Là s’enracine la parti pris universitaire de l’enseignement théologique facultaire : la théologie a rang de science, et, dans le même temps, l’accent est mis sur sa fonction sociale et culturelle, à un moment, celui de la Révolution tranquille, où il importe de participer aux grands courants de pensée et d’impulser une conception globale de la réalité sociale. Deux domaines permettent d’innover : le développement de la formation en pastorale scolaire, fondée sur une pédagogie qui prend en compte les « besoins du milieu », et l’introduction des « sciences humaines de la religion ». Sur ce point, dès 1968 et jusqu’en 1973, la faculté offre, avec la collaboration du Groupe de sociologie des religions de Paris, qui assure une grande partie des cours, un programme de maîtrise en sciences humaines des religions : Henri Desroche, Jean Séguy, Jean-Pierre Deconchy, Jacques Maître, Roger Bastide sont invités à participer à cette expérience unique, certainement avant-gardiste, de la confrontation entre théologie et sciences humaines des religions. Pour Lucien Vachon, cette décision voulait produire un ‘‘décapage’’ de la théologie, l’obliger à être vraie et libre, sans repli sur elle-même. […] Une telle expérience, un peu risquée, évoluera non sans chocs et difficultés, mais, en plus de contribuer à une formation rigoureuse et moderne des étudiantes et étudiants, elle permettra à la théologie de s’affirmer (Dion et Mélançon, p. 31-32).
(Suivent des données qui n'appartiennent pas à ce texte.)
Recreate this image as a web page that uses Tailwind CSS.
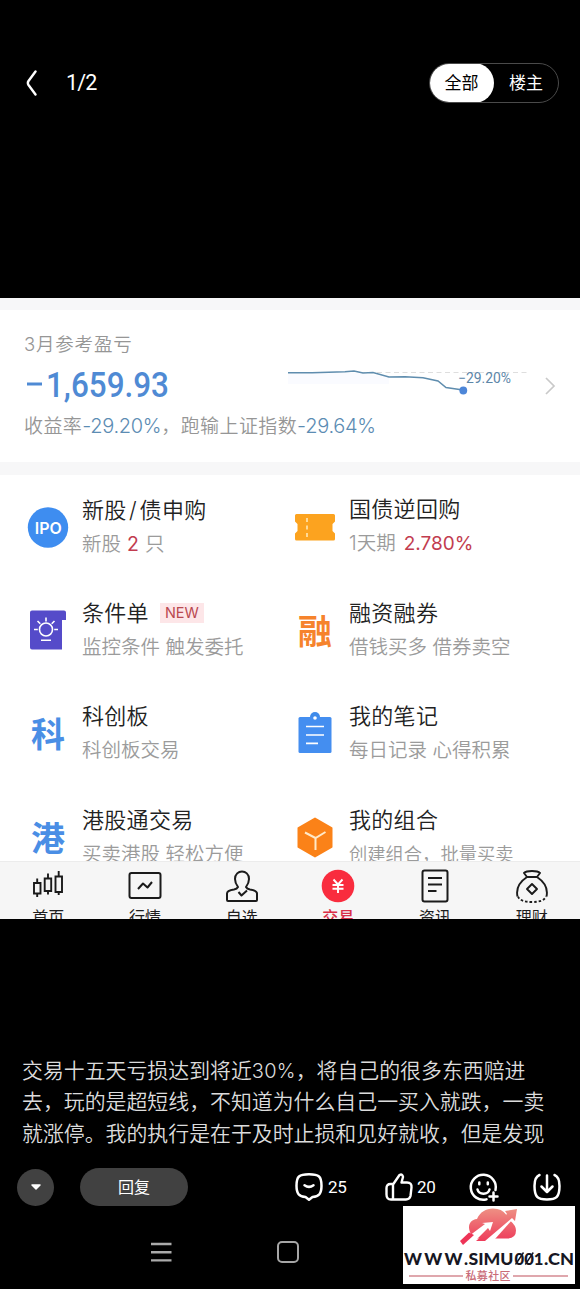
<!DOCTYPE html>
<html lang="zh-CN">
<head>
<meta charset="utf-8">
<title>1/2</title>
<script src="https://cdn.jsdelivr.net/npm/@tailwindcss/browser@4"></script>
</head>
<body class="bg-black">
<div class="relative flex h-[1289px] w-[580px] flex-col overflow-hidden bg-black font-['Roboto','Noto_Sans_CJK_SC',sans-serif] whitespace-nowrap">

  <!-- Viewer header -->
  <header class="flex h-[298px] shrink-0 items-start pt-[63px] pr-[21px] pl-[26px]">
    <div class="flex h-10 items-center">
      <svg class="h-[28px] w-[14px]" viewBox="0 0 14 28" fill="none" stroke="#fff" stroke-width="2.4" stroke-linecap="round" stroke-linejoin="round"><path d="M9.500 2.500 2.500 12q-1.300 2 0 4l7 9.500"/></svg>
      <span class="ml-[26px] pt-px text-[21.500px] tracking-[-0.8px] text-white">1/2</span>
    </div>
    <div class="ml-auto flex h-10 w-[130px] overflow-hidden rounded-full border border-[#4a4a4a] text-[17px]">
      <span class="-my-px -ml-px flex w-[65px] items-center justify-center rounded-full bg-white pt-[2px] text-black">全部</span>
      <span class="flex flex-1 items-center justify-center pt-[2px] text-white">楼主</span>
    </div>
  </header>

  <!-- Brokerage app picture -->
  <main class="flex h-[621px] shrink-0 flex-col overflow-hidden bg-white font-['Inter','Noto_Sans_CJK_SC',sans-serif]">
    <div class="h-[12px] shrink-0 bg-[#f7f7f9]"></div>
    <section class="flex h-[152px] shrink-0 pl-[24px]">
      <div class="w-[264px] pt-[19px]">
        <div class="h-[30px] text-[18.500px] leading-[30px] font-[350] tracking-[0.8px] text-[#969696]">3月参考盈亏</div>
        <svg class="h-[50px] w-[150px]" viewBox="0 0 150 50" font-family="Roboto, sans-serif" font-weight="500" font-size="35" fill="#4f8ad4"><path d="M3 23.500h15v3H3z"/><text x="22" y="37.500" textLength="123" lengthAdjust="spacingAndGlyphs">1,659.93</text></svg>
        <div class="h-[34px] text-[19px] leading-[34px] font-[350] tracking-[0.4px] text-[#969696]">收益率<span class="text-[20px] tracking-[-0.300px] text-[#5c8cb3]">-29.20%</span>，跑输上证指数<span class="text-[20px] tracking-[-0.300px] text-[#5c8cb3]">-29.64%</span></div>
      </div>
      <svg class="mt-[50px] h-[44px] w-[280px]" viewBox="288 360 280 44" fill="none">
        <path d="M288 373h70l31 4v7H288z" fill="#fafbff"/>
        <path d="M360 372.500H530" stroke="#dedede" stroke-dasharray="5 3.500"/>
        <path d="M288 372.700H312L345 371.800L354 371L363 373L373 372.500L389 377L405 376.700L423 377.800L438 381L446 387.500L463 390" stroke="#5f8dae" stroke-width="1.500"/>
        <circle cx="463.300" cy="390.500" r="3.900" fill="#4d86d8"/>
        <text x="458" y="382.500" textLength="53" lengthAdjust="spacingAndGlyphs" font-family="Roboto, sans-serif" font-size="14" fill="#5c86a8">−29.20%</text>
        <path d="m546 378 8 8-8 8" stroke="#c9c9c9" stroke-width="1.700"/>
      </svg>
    </section>
    <div class="h-[13px] shrink-0 bg-[#f7f7f8]"></div>

    <!-- Feature grid -->
    <section class="grid h-[386px] shrink-0 auto-rows-[103.300px] grid-cols-[267px_1fr] overflow-hidden pl-[24px] text-[22px] leading-[34px] text-[#222]">
      <div class="flex items-center gap-[10px]">
        <svg class="size-12" viewBox="0 0 48 48"><circle cx="24" cy="24.500" r="20.200" fill="#3e8df0"/><text x="24.300" y="30.500" text-anchor="middle" textLength="27" lengthAdjust="spacingAndGlyphs" font-size="16.500" font-weight="600" fill="#fff">IPO</text></svg>
        <div class="font-[350]"><div class="tracking-[0.3px]">新股<span class="px-[2.500px]">/</span>债申购</div><div class="text-[19.500px] text-[#9b9b9b]">新股<span class="px-[6px] font-normal text-[#c23c4f]">2</span>只</div></div>
      </div>
      <div class="flex items-center gap-[10px]">
        <svg class="size-12" viewBox="0 0 48 48"><path d="M5.500 11h37q1.500 0 1.500 1.500V18.500l-2.500 2.500v7l2.500 2.500V36q0 1.500-1.500 1.500h-37Q4 37.500 4 36v-5.500L6.500 28v-7L4 18.500v-6Q4 11 5.500 11Z" fill="#fca31f"/><path d="M16 15v20" stroke="#ffe3ac" stroke-width="1.700" stroke-dasharray="4 3.500"/></svg>
        <div class="font-[350]"><div class="tracking-[0.3px]">国债逆回购</div><div class="text-[19.500px] text-[#9b9b9b]">1天期<span class="ml-[8px] text-[19px] font-normal text-[#c23c4f]">2.780%</span></div></div>
      </div>
      <div class="flex items-center gap-[10px]">
        <svg class="size-12" viewBox="0 0 48 48"><path d="M8 4.500h32q2 0 2 2V14h-4v29.500H8q-2 0-2-2v-35q0-2 2-2Z" fill="#554bc9"/><g fill="none" stroke="#fff" stroke-width="1.600"><circle cx="22" cy="23.500" r="6.500"/><path d="M17 34.300h10M22 11.500v4M13.500 15l2.800 2.800M30.500 15l-2.800 2.800M10 23.500h3.800M30.200 23.500H34"/></g></svg>
        <div class="font-[350]"><div class="flex items-center tracking-[0.3px]">条件单<span class="ml-[11px] flex h-[20px] w-[44px] items-center justify-center bg-[#fde6e8] text-[14.500px] leading-[20px] font-normal tracking-[0px] text-[#b94950]">NEW</span></div><div class="text-[19.500px] text-[#9b9b9b]">监控条件 触发委托</div></div>
      </div>
      <div class="flex items-center gap-[10px]">
        <span class="w-12 pt-[4px] text-center text-[34px] font-bold text-[#f6832c]">融</span>
        <div class="font-[350]"><div class="tracking-[0.3px]">融资融券</div><div class="text-[19.500px] text-[#9b9b9b]">借钱买多 借券卖空</div></div>
      </div>
      <div class="flex items-center gap-[10px]">
        <span class="w-12 pt-[4px] text-center text-[34px] font-bold text-[#4a8ee5]">科</span>
        <div class="font-[350]"><div class="tracking-[0.3px]">科创板</div><div class="text-[19.500px] text-[#9b9b9b]">科创板交易</div></div>
      </div>
      <div class="flex items-center gap-[10px]">
        <svg class="size-12" viewBox="0 0 48 48"><circle cx="24" cy="8" r="5" fill="#3f8bea"/><rect x="7.500" y="8" width="33" height="36" rx="1.500" fill="#448ef0"/><circle cx="24" cy="9" r="1.800" fill="#fff"/><path d="M15 17.500h18M15 26h18M15 34.300h12" stroke="#fff" stroke-width="1.700"/></svg>
        <div class="font-[350]"><div class="tracking-[0.3px]">我的笔记</div><div class="text-[19.500px] text-[#9b9b9b]">每日记录 心得积累</div></div>
      </div>
      <div class="flex items-center gap-[10px]">
        <span class="w-12 pt-[4px] text-center text-[34px] font-bold text-[#4a8ee5]">港</span>
        <div class="font-[350]"><div class="tracking-[0.3px]">港股通交易</div><div class="text-[19.500px] text-[#9b9b9b]">买卖港股 轻松方便</div></div>
      </div>
      <div class="flex items-center gap-[10px]">
        <svg class="size-12" viewBox="0 0 48 48"><path d="M24 5.500 40.500 15v19L24 43.500 7.500 34V15Z" fill="#fb8218" stroke="#fb8218" stroke-width="2" stroke-linejoin="round"/><path d="m14 19.500 10.500 5.500 10-6M24.500 25v12" fill="none" stroke="#ffe9c8" stroke-width="2"/></svg>
        <div class="font-[350]"><div class="tracking-[0.3px]">我的组合</div><div class="text-[18.300px] text-[#9b9b9b]">创建组合，批量买卖</div></div>
      </div>
    </section>

    <!-- App tab bar -->
    <nav class="grid h-[58px] shrink-0 grid-cols-6 overflow-hidden border-t border-[#ececec] bg-[#f6f6f6] text-[16px] leading-[24px] text-[#1e1e1e]">
      <div class="flex flex-col items-center gap-px pt-[6px]"><svg class="h-[36px] w-[36px] shrink-0" viewBox="0 0 36 36" fill="none" stroke="#1b1b1b" stroke-width="1.900"><path d="M4 15h6.500v10.500H4zM14.700 10.500h6.500v12.500h-6.500zM25.500 8.500H32v15.500h-6.500zM7.200 10.500V15M7.200 25.500v3.500M18 5.500v5M18 23v3.500M28.700 3v5.500M28.700 24v3"/></svg><span class="h-6 shrink-0">首页</span></div>
      <div class="flex flex-col items-center gap-px pt-[6px]"><svg class="h-[36px] w-[36px] shrink-0" viewBox="0 0 36 36" fill="none" stroke="#1b1b1b" stroke-width="2" stroke-linejoin="round"><rect x="2.500" y="5" width="31" height="25" rx="2"/><path d="m11 21 5-5.500 4.500 4L25 14"/></svg><span class="h-6 shrink-0">行情</span></div>
      <div class="flex flex-col items-center gap-px pt-[6px]"><svg class="h-[36px] w-[36px] shrink-0" viewBox="0 0 36 36" fill="none" stroke="#1b1b1b" stroke-width="2" stroke-linejoin="round"><path d="M14 19Q11 15 11 11c0-10 14-10 14 0q0 4-3 8 1 2 4 2.500 7 1 7 4V32q0 1-1 1H4q-1 0-1-1v-6.500q0-3 7-4 3-.5 4-2.500Z"/><path d="m14.500 24 3 3.500 5.500-5"/></svg><span class="h-6 shrink-0">自选</span></div>
      <div class="flex flex-col items-center gap-px pt-[6px] font-medium text-[#d92e47]"><svg class="h-[36px] w-[36px] shrink-0" viewBox="0 0 36 36"><circle cx="18" cy="18" r="16.300" fill="#f92c3e"/><path d="m13.500 11.500 4.500 5 4.500-5M12.500 17h11M12.500 20.800h11M18 16.500v8.500" fill="none" stroke="#fff" stroke-width="1.900"/></svg><span class="h-6 shrink-0">交易</span></div>
      <div class="flex flex-col items-center gap-px pt-[6px]"><svg class="h-[36px] w-[36px] shrink-0" viewBox="0 0 36 36" fill="none" stroke="#1b1b1b" stroke-width="2"><rect x="5.500" y="2.500" width="25" height="31" rx="2"/><path d="M11 10h14M11 16.500h14M11 23h8.500"/></svg><span class="h-6 shrink-0">资讯</span></div>
      <div class="flex flex-col items-center gap-px pt-[6px]"><svg class="h-[36px] w-[36px] shrink-0" viewBox="0 0 36 36" fill="none" stroke="#1b1b1b" stroke-width="1.900" stroke-linejoin="round"><path d="m13 9-3-4q2-2 8-2t8 2l-3 4ZM13 9Q1 17 3.500 28.500M23 9q12 8 9.500 19.500"/><path d="M4 28.500Q6 34 18 34t14-5.500" stroke-dasharray="2.500 2"/><path d="m18 16 5 5-5 5-5-5Z"/></svg><span class="h-6 shrink-0">理财</span></div>
    </nav>
  </main>

  <!-- Post text -->
  <section class="mt-[137px] h-[93px] shrink-0 pl-[22px] text-[20.900px] leading-[31.300px] font-[350] text-[#dcdcdc]">
    <p>交易十五天亏损达到将近<span class="font-['Inter'] text-[20px] font-light tracking-[0.2px]">30%</span>，将自己的很多东西赔进</p>
    <p>去，玩的是超短线，不知道为什么自己一买入就跌，一卖</p>
    <p>就涨停。我的执行是在于及时止损和见好就收，但是发现</p>
  </section>

  <!-- Actions -->
  <section class="mt-[18px] flex h-[40px] shrink-0 items-center pl-[17px] text-[17px] text-white">
    <span class="flex size-[37px] items-center justify-center rounded-full bg-[#414141]"><svg class="h-[8px] w-[12px]" viewBox="0 0 12 8"><path d="M2 2h8L6 6Z" fill="#fff" stroke="#fff" stroke-width="1.500" stroke-linejoin="round"/></svg></span>
    <span class="ml-[26px] flex h-[38px] w-[108px] items-center justify-center rounded-full bg-[#414141] pt-px text-[16px]">回复</span>
    <svg class="ml-[106px] size-[30px]" viewBox="0 0 30 30" fill="none" stroke="#fff" stroke-width="2.500" stroke-linecap="round" stroke-linejoin="round"><path d="M15 2.300c10 0 12.500 2 12.500 11.500 0 8-2.500 10.700-9 11.200L15 27.800 11.500 25C5 24.500 2.500 21.800 2.500 13.800 2.500 4.300 5 2.300 15 2.300Z"/><path d="M10.500 13.300q4.500 3.200 9 0"/></svg>
    <span class="ml-[4px] w-[21px] pt-[2px] text-[17px] tracking-[-0.3px]">25</span>
    <svg class="ml-[35px] size-[30px]" viewBox="0 0 30 30" fill="none" stroke="#fff" stroke-width="2.400" stroke-linecap="round" stroke-linejoin="round"><path d="M9 12.500 15.500 3q3-1.500 3.500 2l-1.500 5.500H23q5 0 4.500 5L26.500 24q-1 3.500-4.500 3.500H7q-4.500 0-4.500-5V16q0-4 4-4H9v15"/></svg>
    <span class="ml-[3px] w-[20px] pt-[2px] text-[17px] tracking-[-0.3px]">20</span>
    <svg class="ml-[31px] size-[32px]" viewBox="0 0 32 32" fill="none" stroke="#fff" stroke-width="2.500" stroke-linecap="round"><path d="M18.500 28.400A12.500 12.500 0 1 1 27.500 19"/><path d="M9.500 18.500c1.500 5.500 10.500 5.500 12 0M11.300 11.500v1.800M19.800 11.500v1.800M25.500 21.500v8M21.500 25.500h8"/></svg>
    <svg class="ml-[32px] size-[30px]" viewBox="0 0 30 30" fill="none" stroke="#fff" stroke-width="2.500" stroke-linecap="round" stroke-linejoin="round"><path d="M7.500 3Q2.500 5 2.500 14c0 11 3 13.500 12.500 13.500S27.500 25 27.500 14q0-9-5-11M15 3.500V19.500M9.500 14.500l5.500 5.500 5.500-5.500"/></svg>
  </section>

  <!-- System navigation -->
  <div class="mt-[32px] flex h-[26px] shrink-0 items-center pl-[150px]">
    <svg class="h-[22px] w-[22px]" viewBox="0 0 22 22" stroke="#aaa" stroke-width="2.400"><path d="M1 3h20.500M1 11.200h20.500M1 19.400h20.500"/></svg>
    <span class="ml-[105px] size-[22px] rounded-[5px] border-2 border-[#a6a6a6]"></span>
  </div>

  <!-- Site badge over the corner -->
  <div class="absolute top-[1206px] left-[403px] h-[78px] w-[172px] bg-white">
    <svg class="size-full" viewBox="0 0 172 78">
      <defs><linearGradient id="cloud" gradientUnits="userSpaceOnUse" x1="0" y1="2" x2="0" y2="38"><stop stop-color="#ee9184"/><stop offset="1" stop-color="#ee3457"/></linearGradient></defs>
      <path d="M68 28C64 21 66 14 74 13 77 6 83 2.500 90 2.500q9 0 13 6l4 6q6 5 6 10 0 8-9 8H73Z" fill="url(#cloud)"/>
      <path d="M81 35 106 10 110 13 92 33Z" fill="#fff"/>
      <path d="M73 35 104 8 102 5 114 3 112 15 109 12 82 35Z" fill="url(#cloud)"/>
      <path d="M66 30 82 18 79 17 90 16 87 25 85 22 73 34Z" fill="#fff"/>
      <path d="M57 35 66 26.500 71 29 60 39Z" fill="#ee3457"/>
      <g font-family="Lato, sans-serif" font-weight="900" font-size="17" fill="#171723">
        <text x="1" y="58.500" textLength="64" lengthAdjust="spacing">WWW.</text>
        <text x="65.500" y="58.500" textLength="45" lengthAdjust="spacingAndGlyphs">SIMU</text>
        <text x="111.500" y="58.500" textLength="29" lengthAdjust="spacingAndGlyphs">001</text>
        <text x="141" y="58.500" textLength="30" lengthAdjust="spacingAndGlyphs">.CN</text>
      </g>
      <path d="m112.500 58.500 8-12M122.300 58.500l8-12" stroke="#171723" stroke-width="1.400"/>
      <path d="M6 70h54M110 70h55" stroke="#d58b92" stroke-width="1.300"/>
      <text x="62.500" y="74.200" textLength="45" font-size="11" font-weight="500" fill="#c96c78">私募社区</text>
    </svg>
  </div>
</div>
</body>
</html>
Les objectifs sont clairs : développement de la fonction critique du savoir, recherche libre de la vérité théologique et religieuse, inscription dans le mouvement global de la culture universitaire, enrichissement de la théologie grâce à l’apport des sciences qui abordent la religion sous d’autres angles, conception plurielle et à visée synthétique des approches de la vérité. On perçoit là l’enjeu du débat et de la confrontation entre sciences sociales et sciences religieuses, enjeu particulièrement aigu au Québec dans la mesure où, selon Jean-Pierre Deconchy et Gilles Martel, « c’est […] là seulement, que la confrontation, chez les mêmes individus et dans les mêmes groupes sociaux, du discours théologique et du regard que les sciences humaines portent sur ces discours et leurs objets a été institutionnalisé » (Deconchy et Martel, 1974, p. 6-7). Ce constat fonde la question autour de laquelle s’organise l’investigation socio-psychologique des effets de cette confrontation entre deux types de procédures cognitives : « Comment un groupe religieusement acculturé fonctionne-t-il lorsque, par suite de la nouvelle conjoncture scientifique, il doit s’affronter à une recherche qui veut expliquer sa propre activité religieuse et ses objets sacrés comme produits par l’homme selon des déterminismes naturels ? » (p. 4)

Notes

(14) Lucien Vachon demeurera doyen jusqu’en 1977 ; il le redeviendra de 1986 à 1994.